Sainsbury’s Nectar card trial is a start – but it’s not enough to win me over

Sainsbury’s Nectar card scheme has always been less than generous when compared to its closest counterparts; Nectar points are arguably harder to earn and worth less than the likes of Tesco Clubcard. It is no bad thing, therefore, that Sainsbury’s has decided to trial a shake-up of the scheme, particularly as its competitors such as Tesco, Lidl and Waitrose have all revamped their loyalty schemes in the last few months.

In an age where shoppers have a wealth of resources at their fingertips, allowing them to be savvy about where they shop, how and for what, the biggest challenge for retailers is finding a compelling way to discourage cross-retailer shopping.

The premise of the new Nectar scheme is to reward those shoppers that commit to continually buying their full household shop at Sainsbury’s – regardless of its size or value. Here comes the first challenge – it will be near on impossible to determine whether a shopper is truly ‘loyal’ or if they are in fact buying some items elsewhere.

Sainsbury’s cannot make accurate assumptions about things that are not in the shoppers’ baskets – for example has Mrs. Jones bought carrots somewhere else this week or are carrots simply not on the menu? Still, it is a step towards encouraging repeat behaviour among shoppers, which can only be seen as a positive.

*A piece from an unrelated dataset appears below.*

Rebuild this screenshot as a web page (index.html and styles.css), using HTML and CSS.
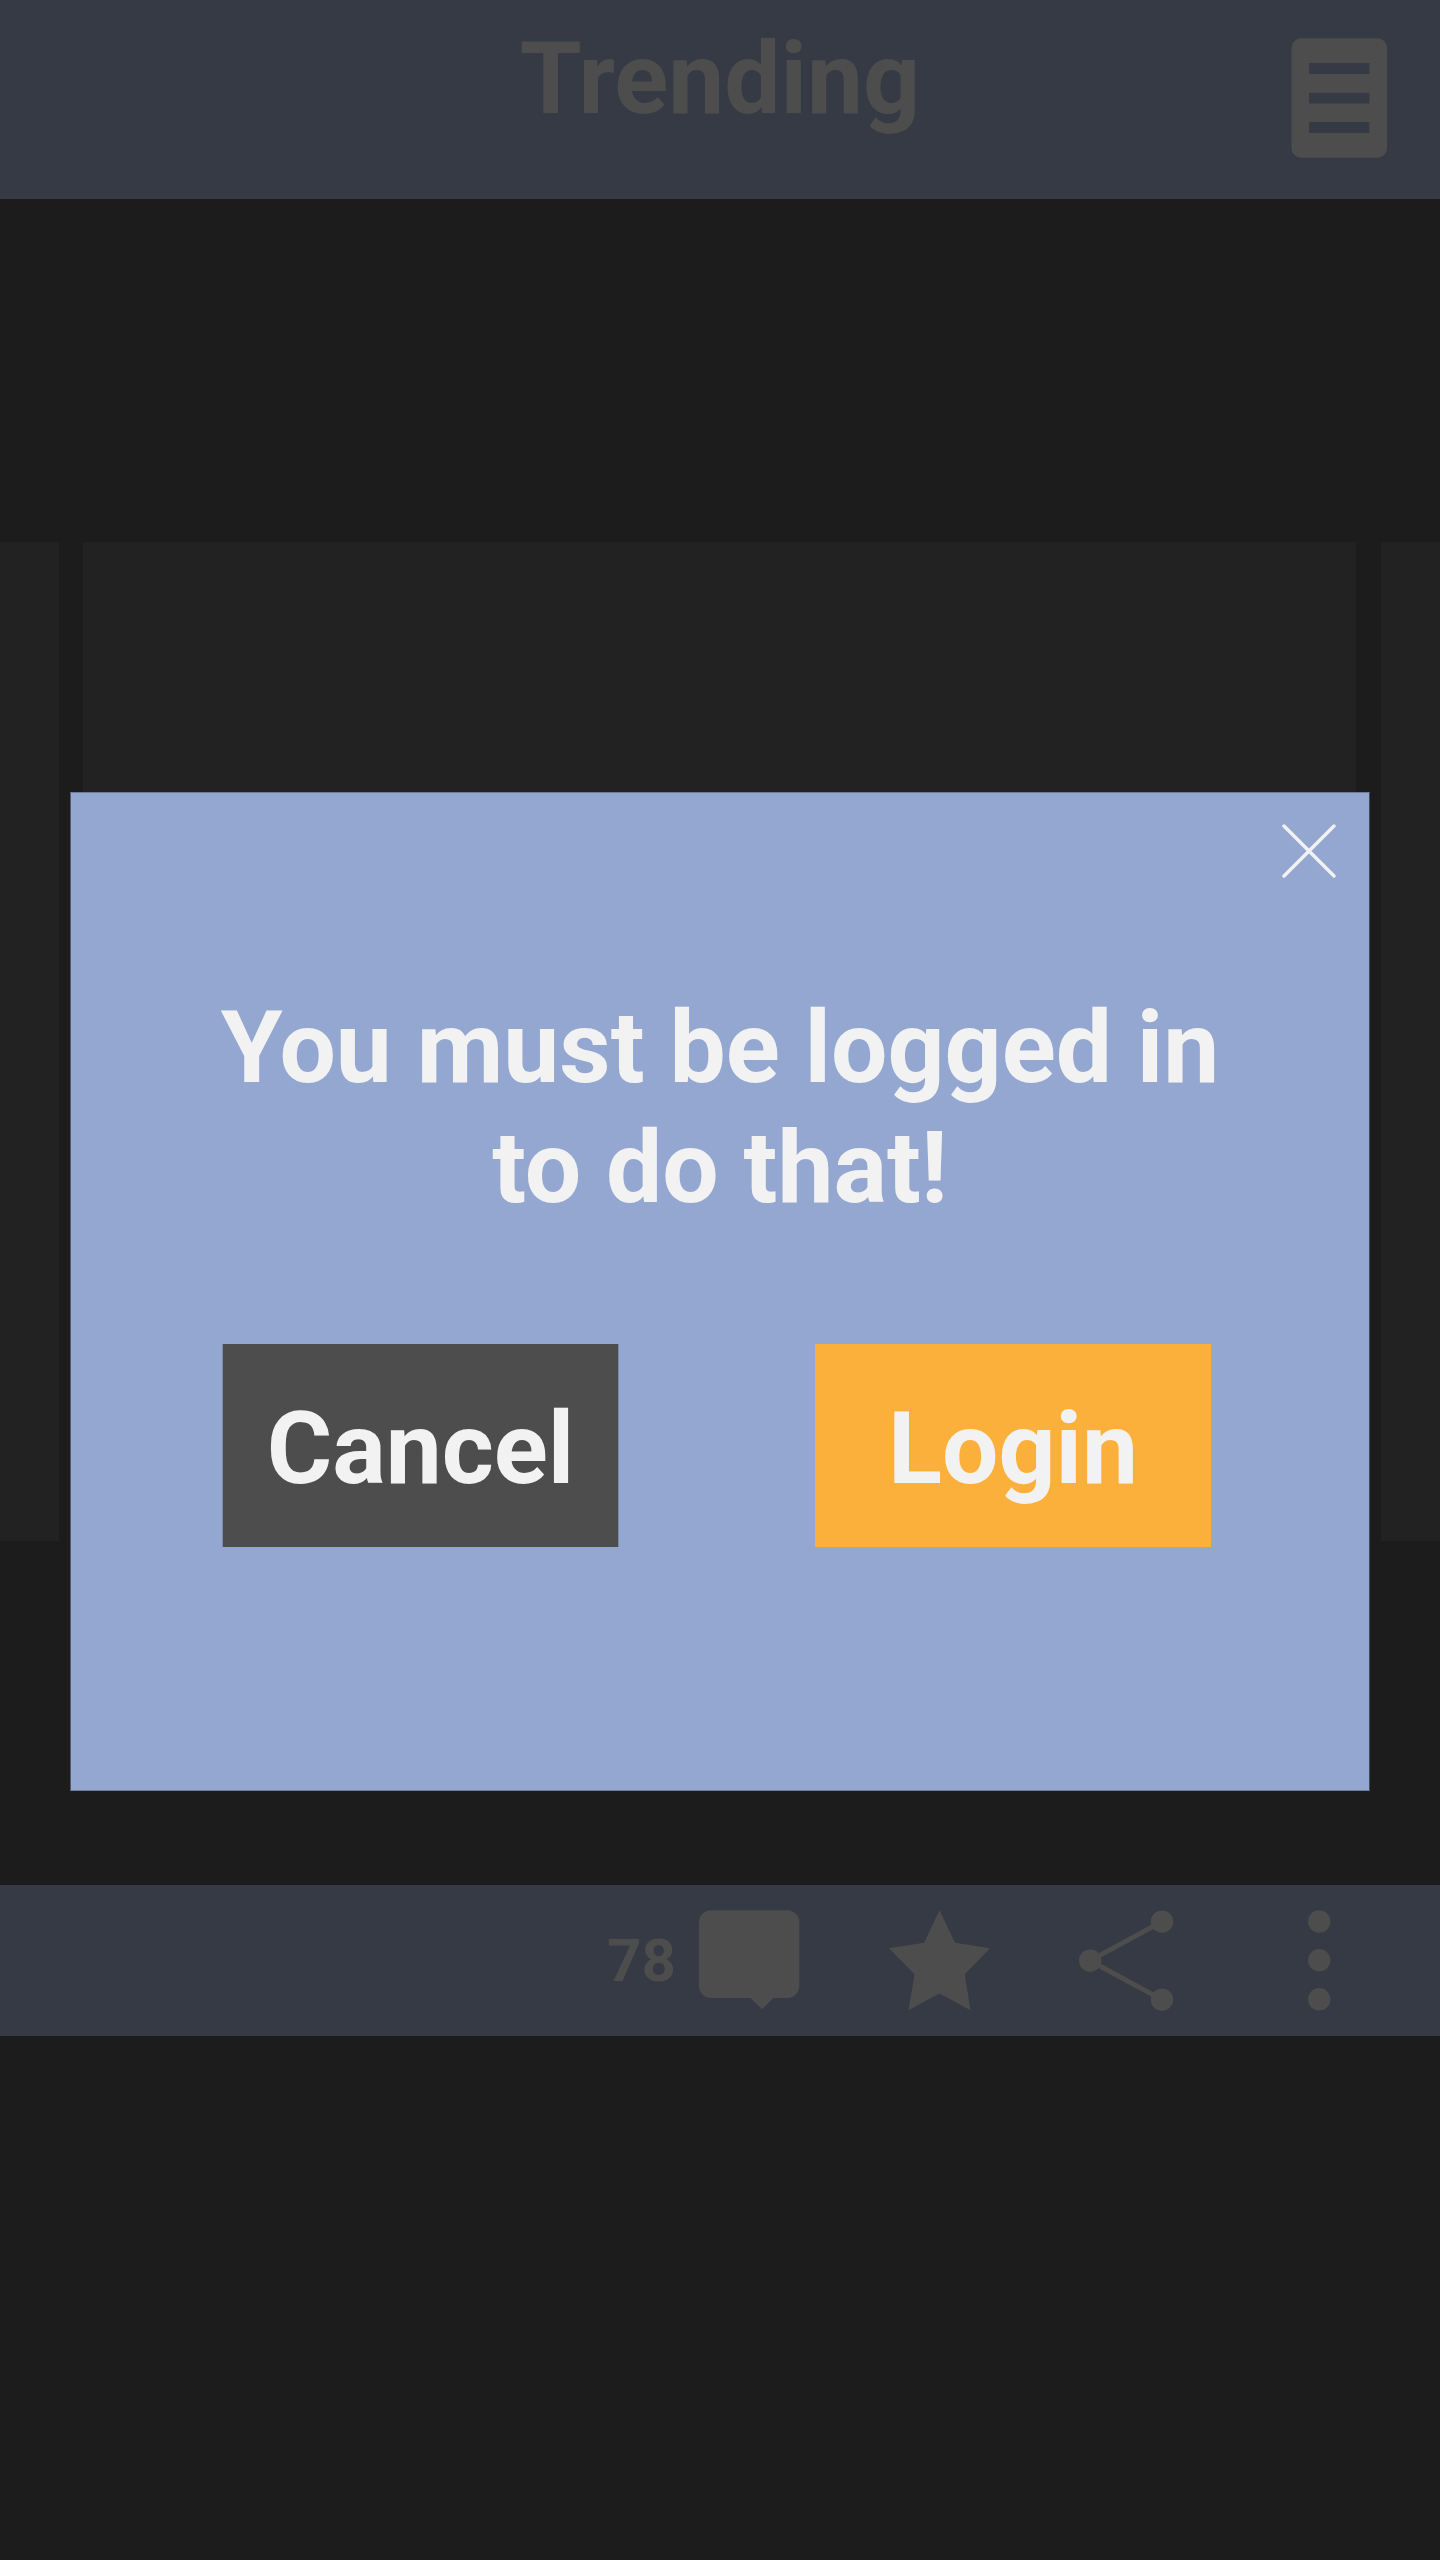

However, supermarkets must now decide if repeat purchase is more important than high spend as a means of determining loyalty. For example, customer X could spend £10 each time they shop but shop 10 times with a retailer, but customer Y might spend £100 in just 1 visit. When changing rewards for loyalty, supermarkets need to consider how they retain and show adequate value to important high net worth shoppers.

A high spending family that has been used to receiving points for pounds may well feel hard done by under a scheme which overlooks £££s spent in favour of rewarding ‘perceived share of spend’. Most importantly, a loyalty scheme should not be complex; it should be clear and communicate simply what is required from the shopper and the reward that will be received in return. I fear this scheme lacks simplicity in message and clarity in terms of likely reward.

As consumers continue to expect more from retailers, loyalty schemes must evolve to remain relevant and valuable. Simplicity and personalisation are both key to reward shoppers in a way that matters to them the most; retailers should consider how they can further deliver on these metrics.

The Holy Grail will come from the retailer that makes it so easy for shoppers that they don’t need to carry a loyalty card; they are simply recognised through their payment method and the offers are made more valuable through being personalised to them based on their shopping habits.

On a more positive note, this trial does fulfil some of these fundamental requirements. First and foremost, it is taking on a more personalised approach to loyalty, similar to the recently refreshed myWaitrose offers.

Sainsbury’s should optimise this by using the loyalty card data smartly to better serve its shoppers – stocking the right products, in the right stores and tailoring the right offers to individual shoppers through the app to keep them engaged. Secondly, it is now app based which means shoppers have access to their offers at the click of a button; bringing loyalty schemes firmly into the digital age via a device commonly used when shopping.

Sainsbury’s has recognised a need for change although. However, I personally think further and much grander steps will be needed to restore the value of loyalty schemes in Sainsbury’s and indeed other UK retailers.